WHAT TO PRODUCE> Write out the material again exactly, please, and omit the pictures.

======== INFORMATION SUPPLIED ========

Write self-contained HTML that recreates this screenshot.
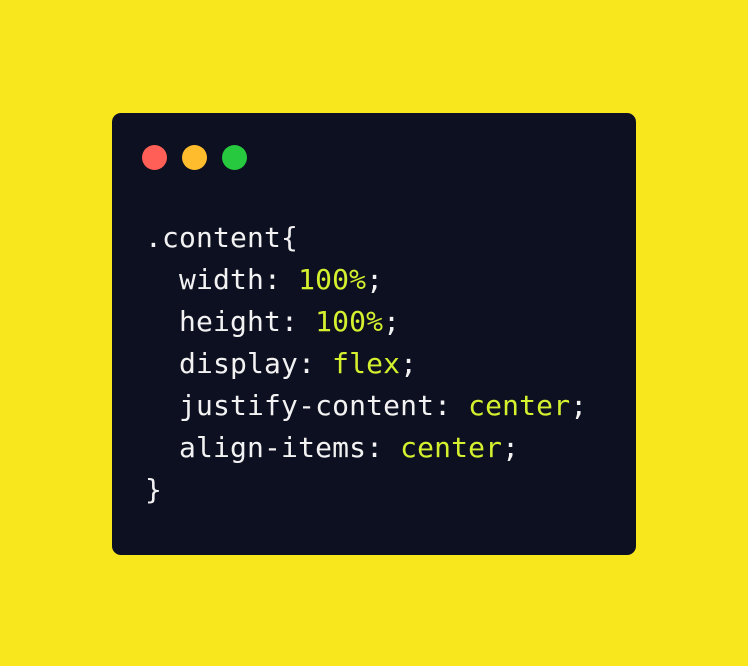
<!DOCTYPE html>
<html><head><style>
html,body{margin:0;padding:0}
body{width:748px;height:666px;background:#f9e71e;position:relative;overflow:hidden}
.card{position:absolute;left:112px;top:113px;width:524px;height:442px;background:#0d1020;border-radius:9px}
.dot{position:absolute;top:32px;width:25px;height:25px;border-radius:50%}
pre{position:absolute;left:33px;top:104px;margin:0;font-family:"DejaVu Sans Mono","Liberation Mono",monospace;font-size:28px;letter-spacing:0.15px;line-height:42px;color:#f2f2f2}
.v{color:#d4f02f}
</style></head><body>
<div class="card">
<div class="dot" style="left:29.5px;background:#ff5f56"></div>
<div class="dot" style="left:69.5px;background:#ffbd2e"></div>
<div class="dot" style="left:109.5px;background:#27c93f"></div>
<pre>.content{
  width: <span class="v">100%</span>;
  height: <span class="v">100%</span>;
  display: <span class="v">flex</span>;
  justify-content: <span class="v">center</span>;
  align-items: <span class="v">center</span>;
}</pre>
</div>
</body></html>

========

FINISHED TASK>
Write self-contained HTML that recreates this screenshot.
<!DOCTYPE html>
<html><head><style>
html,body{margin:0;padding:0}
body{width:748px;height:666px;background:#f9e71e;position:relative;overflow:hidden}
.card{position:absolute;left:112px;top:113px;width:524px;height:442px;background:#0d1020;border-radius:9px}
.dot{position:absolute;top:32px;width:25px;height:25px;border-radius:50%}
pre{position:absolute;left:33px;top:104px;margin:0;font-family:"DejaVu Sans Mono","Liberation Mono",monospace;font-size:28px;letter-spacing:0.15px;line-height:42px;color:#f2f2f2}
.v{color:#d4f02f}
</style></head><body>
<div class="card">
<div class="dot" style="left:29.5px;background:#ff5f56"></div>
<div class="dot" style="left:69.5px;background:#ffbd2e"></div>
<div class="dot" style="left:109.5px;background:#27c93f"></div>
<pre>.content{
  width: <span class="v">100%</span>;
  height: <span class="v">100%</span>;
  display: <span class="v">flex</span>;
  justify-content: <span class="v">center</span>;
  align-items: <span class="v">center</span>;
}</pre>
</div>
</body></html>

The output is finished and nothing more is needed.